* WHAT THE EXERCISE ASKS *
In the entries that follow, find the word "this" and report each line it is on.

* INFORMATION SUPPLIED *
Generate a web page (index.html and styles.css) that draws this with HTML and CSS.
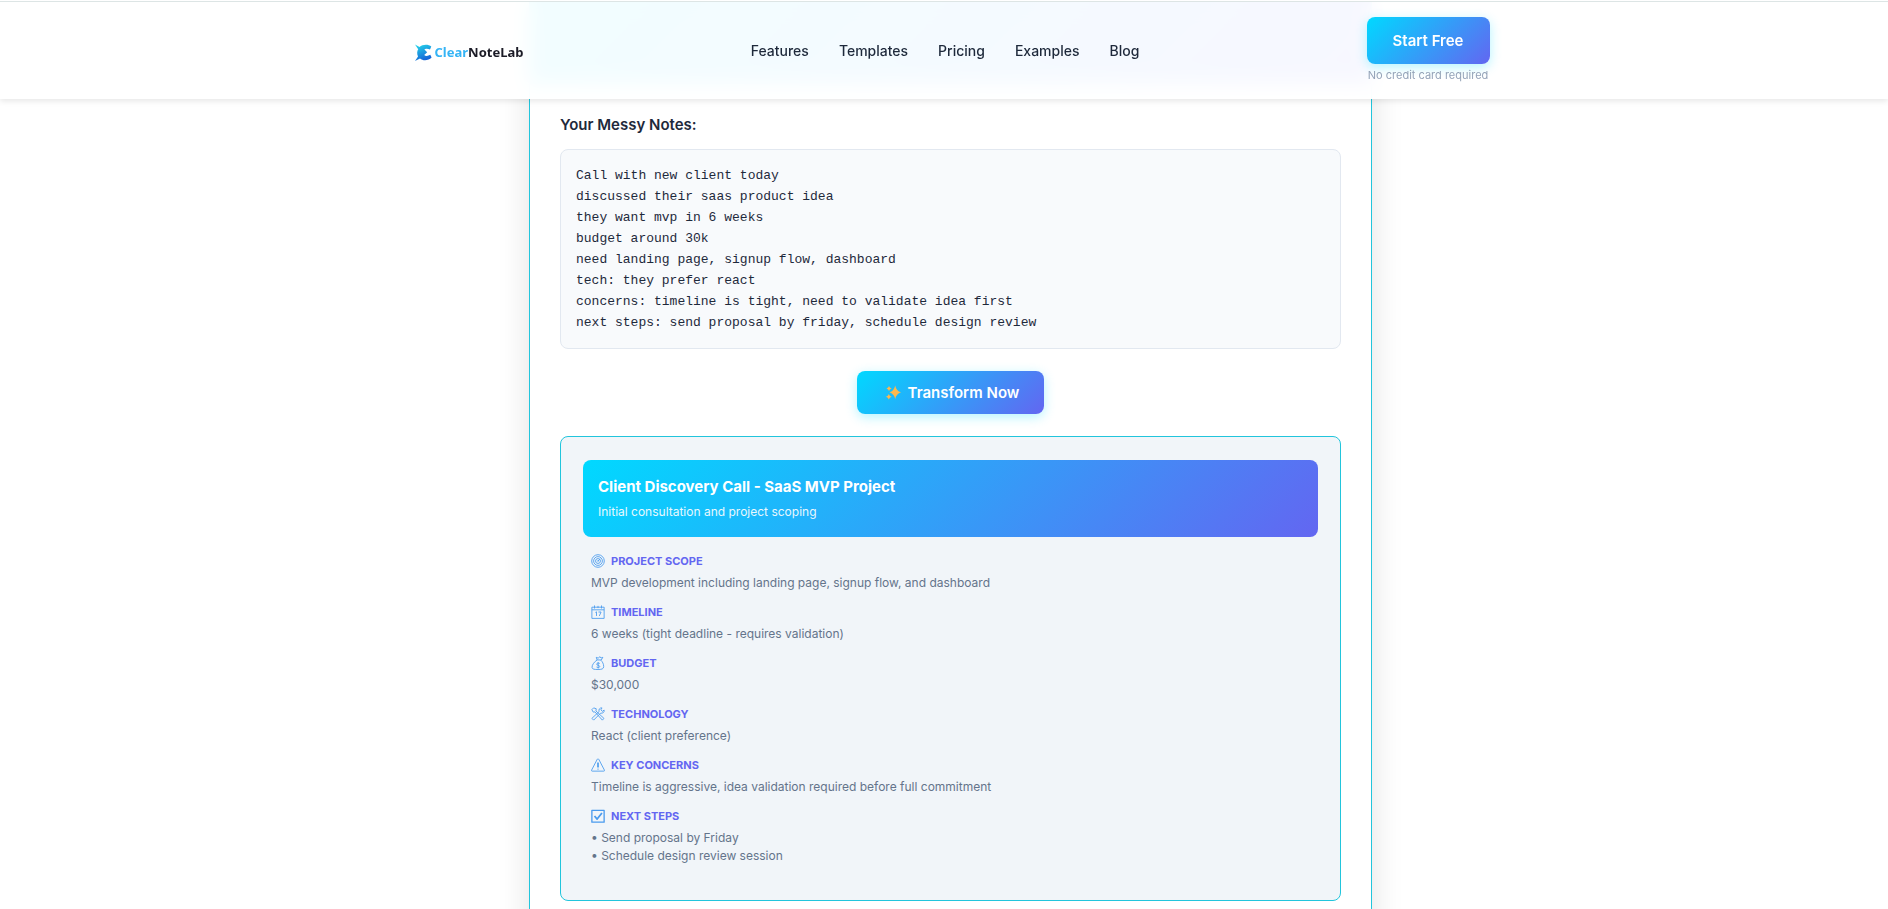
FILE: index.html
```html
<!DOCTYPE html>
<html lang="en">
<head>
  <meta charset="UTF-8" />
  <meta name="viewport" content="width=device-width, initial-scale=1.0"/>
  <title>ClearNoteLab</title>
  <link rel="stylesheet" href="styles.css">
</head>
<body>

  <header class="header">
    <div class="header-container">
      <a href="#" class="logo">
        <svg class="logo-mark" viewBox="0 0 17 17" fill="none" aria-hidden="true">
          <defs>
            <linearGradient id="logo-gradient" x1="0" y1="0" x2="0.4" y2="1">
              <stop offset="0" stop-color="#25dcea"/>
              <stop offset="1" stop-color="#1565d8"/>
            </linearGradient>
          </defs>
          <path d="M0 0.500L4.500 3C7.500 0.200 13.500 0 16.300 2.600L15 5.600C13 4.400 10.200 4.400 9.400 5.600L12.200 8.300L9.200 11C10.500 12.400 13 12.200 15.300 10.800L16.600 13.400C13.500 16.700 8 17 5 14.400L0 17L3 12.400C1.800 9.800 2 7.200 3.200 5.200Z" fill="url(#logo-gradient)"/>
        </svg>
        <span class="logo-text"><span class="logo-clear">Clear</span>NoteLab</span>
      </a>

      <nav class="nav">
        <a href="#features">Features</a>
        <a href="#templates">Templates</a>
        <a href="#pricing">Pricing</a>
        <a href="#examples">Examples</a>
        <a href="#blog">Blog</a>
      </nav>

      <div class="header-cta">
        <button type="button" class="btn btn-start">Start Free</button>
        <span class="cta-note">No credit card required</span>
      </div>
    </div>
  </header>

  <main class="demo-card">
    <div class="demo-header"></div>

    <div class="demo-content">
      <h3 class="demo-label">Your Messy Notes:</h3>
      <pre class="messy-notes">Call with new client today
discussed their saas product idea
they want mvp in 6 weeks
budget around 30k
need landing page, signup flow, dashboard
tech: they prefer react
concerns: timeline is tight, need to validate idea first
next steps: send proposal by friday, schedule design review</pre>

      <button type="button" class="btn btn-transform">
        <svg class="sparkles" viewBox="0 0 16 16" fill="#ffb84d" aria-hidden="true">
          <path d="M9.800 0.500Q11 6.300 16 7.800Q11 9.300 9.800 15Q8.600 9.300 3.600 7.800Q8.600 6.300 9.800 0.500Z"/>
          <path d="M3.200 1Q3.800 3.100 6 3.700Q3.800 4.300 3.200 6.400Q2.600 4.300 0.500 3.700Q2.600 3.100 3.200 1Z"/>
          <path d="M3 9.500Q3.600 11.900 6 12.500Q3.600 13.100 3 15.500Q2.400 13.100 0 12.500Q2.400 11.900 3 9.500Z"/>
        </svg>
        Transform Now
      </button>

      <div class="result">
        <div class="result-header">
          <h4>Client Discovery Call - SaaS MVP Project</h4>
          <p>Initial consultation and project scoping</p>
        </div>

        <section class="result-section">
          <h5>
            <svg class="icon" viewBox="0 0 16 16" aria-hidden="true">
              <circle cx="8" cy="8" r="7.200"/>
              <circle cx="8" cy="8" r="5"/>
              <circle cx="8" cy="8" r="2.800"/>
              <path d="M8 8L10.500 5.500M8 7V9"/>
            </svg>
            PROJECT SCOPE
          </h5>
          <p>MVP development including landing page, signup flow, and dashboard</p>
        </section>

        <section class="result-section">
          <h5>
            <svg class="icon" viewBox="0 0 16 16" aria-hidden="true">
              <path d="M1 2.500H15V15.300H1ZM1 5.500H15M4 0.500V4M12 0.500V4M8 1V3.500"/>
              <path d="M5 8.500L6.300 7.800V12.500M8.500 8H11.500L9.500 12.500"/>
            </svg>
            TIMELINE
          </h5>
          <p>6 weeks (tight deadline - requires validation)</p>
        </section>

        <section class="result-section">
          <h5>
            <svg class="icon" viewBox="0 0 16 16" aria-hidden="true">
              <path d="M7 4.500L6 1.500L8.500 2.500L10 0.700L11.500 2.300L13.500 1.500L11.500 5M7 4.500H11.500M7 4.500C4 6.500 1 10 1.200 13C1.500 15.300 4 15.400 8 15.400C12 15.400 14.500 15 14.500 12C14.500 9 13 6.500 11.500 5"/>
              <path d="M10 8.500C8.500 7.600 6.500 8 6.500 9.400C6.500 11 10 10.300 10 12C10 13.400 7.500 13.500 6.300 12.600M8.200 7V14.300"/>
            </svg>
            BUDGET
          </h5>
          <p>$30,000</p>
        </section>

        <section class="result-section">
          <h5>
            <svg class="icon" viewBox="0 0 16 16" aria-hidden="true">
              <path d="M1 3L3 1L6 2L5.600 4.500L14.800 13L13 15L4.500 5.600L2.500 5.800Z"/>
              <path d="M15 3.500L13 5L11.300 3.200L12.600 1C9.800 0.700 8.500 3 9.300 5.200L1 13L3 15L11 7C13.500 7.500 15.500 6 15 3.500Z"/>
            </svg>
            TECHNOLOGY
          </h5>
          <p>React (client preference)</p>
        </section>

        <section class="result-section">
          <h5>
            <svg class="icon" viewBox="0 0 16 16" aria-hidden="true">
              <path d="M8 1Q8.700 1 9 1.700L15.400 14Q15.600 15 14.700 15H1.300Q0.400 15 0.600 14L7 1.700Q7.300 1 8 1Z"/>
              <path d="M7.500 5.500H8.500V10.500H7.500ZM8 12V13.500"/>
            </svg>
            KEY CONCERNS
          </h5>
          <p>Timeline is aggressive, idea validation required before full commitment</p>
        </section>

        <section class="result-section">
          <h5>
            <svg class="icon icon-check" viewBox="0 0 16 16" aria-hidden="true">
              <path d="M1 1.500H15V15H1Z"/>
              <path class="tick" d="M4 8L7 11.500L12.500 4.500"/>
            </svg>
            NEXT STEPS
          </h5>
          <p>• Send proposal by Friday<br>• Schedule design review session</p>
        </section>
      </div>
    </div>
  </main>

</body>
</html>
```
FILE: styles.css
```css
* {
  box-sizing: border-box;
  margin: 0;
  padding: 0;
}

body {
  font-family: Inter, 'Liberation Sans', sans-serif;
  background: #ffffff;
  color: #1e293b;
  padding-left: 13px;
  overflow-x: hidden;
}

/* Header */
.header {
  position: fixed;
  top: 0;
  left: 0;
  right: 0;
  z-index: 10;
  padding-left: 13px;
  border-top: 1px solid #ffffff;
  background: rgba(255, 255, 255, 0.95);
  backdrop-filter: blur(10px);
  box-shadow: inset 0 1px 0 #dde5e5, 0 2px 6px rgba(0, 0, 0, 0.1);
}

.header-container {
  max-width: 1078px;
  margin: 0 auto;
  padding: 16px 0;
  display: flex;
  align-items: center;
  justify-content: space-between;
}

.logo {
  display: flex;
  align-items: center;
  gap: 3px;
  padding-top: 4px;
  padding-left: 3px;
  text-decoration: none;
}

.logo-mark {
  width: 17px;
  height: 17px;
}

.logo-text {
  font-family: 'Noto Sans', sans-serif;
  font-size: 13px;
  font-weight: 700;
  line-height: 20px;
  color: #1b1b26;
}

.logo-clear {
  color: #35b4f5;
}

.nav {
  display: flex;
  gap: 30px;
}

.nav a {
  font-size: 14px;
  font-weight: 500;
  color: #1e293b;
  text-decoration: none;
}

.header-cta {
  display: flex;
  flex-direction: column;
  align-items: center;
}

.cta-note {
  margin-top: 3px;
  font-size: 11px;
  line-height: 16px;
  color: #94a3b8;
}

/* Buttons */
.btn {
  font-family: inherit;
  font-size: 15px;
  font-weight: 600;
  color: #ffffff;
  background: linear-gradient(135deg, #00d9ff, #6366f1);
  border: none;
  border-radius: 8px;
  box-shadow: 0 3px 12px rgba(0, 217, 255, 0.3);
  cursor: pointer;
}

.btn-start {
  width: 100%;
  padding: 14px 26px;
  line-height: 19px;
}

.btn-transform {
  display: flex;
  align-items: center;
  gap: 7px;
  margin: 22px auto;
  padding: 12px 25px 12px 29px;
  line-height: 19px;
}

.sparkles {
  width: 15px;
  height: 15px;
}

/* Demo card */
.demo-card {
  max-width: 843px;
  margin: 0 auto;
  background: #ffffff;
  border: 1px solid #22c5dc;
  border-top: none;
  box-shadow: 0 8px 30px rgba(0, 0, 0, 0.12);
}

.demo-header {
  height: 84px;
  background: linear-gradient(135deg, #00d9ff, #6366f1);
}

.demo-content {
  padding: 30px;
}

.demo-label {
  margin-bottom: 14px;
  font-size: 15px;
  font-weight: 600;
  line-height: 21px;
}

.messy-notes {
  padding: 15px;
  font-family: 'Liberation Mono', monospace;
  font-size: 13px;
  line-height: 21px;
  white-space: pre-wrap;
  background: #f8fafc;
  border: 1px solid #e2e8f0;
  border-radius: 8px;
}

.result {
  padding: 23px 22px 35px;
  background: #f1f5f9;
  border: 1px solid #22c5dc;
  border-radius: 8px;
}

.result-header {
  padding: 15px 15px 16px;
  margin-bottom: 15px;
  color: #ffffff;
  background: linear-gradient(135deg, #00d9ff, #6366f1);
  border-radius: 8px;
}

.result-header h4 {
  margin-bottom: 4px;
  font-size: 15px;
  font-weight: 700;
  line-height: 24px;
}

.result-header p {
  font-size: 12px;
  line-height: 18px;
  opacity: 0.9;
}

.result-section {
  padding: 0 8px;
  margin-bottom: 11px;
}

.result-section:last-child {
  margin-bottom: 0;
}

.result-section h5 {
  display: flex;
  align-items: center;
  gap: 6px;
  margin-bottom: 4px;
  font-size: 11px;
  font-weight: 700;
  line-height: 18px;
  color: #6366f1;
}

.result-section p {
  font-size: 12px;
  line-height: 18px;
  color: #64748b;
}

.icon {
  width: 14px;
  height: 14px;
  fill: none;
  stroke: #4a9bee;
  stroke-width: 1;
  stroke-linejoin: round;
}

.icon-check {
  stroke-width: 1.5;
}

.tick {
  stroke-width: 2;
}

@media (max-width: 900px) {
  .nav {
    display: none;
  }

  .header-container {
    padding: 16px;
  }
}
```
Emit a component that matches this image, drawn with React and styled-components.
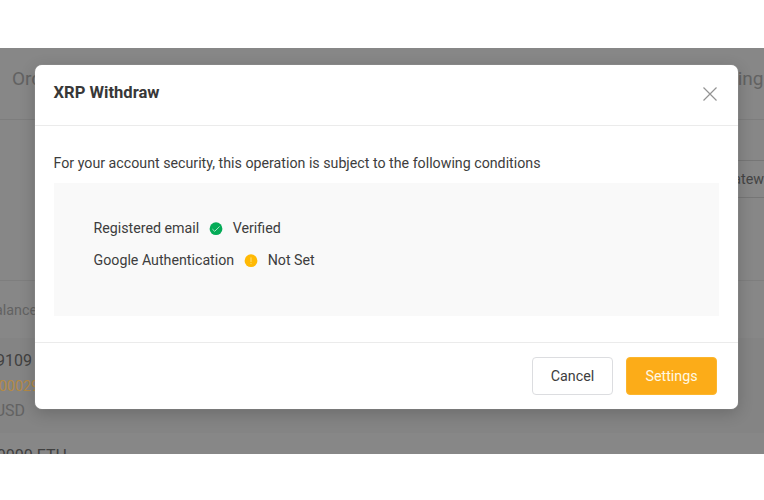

* REPLY *
Generate a web page (index.html and styles.css) that draws this with HTML and CSS.
Emit a component that matches this image, drawn with React and styled-components.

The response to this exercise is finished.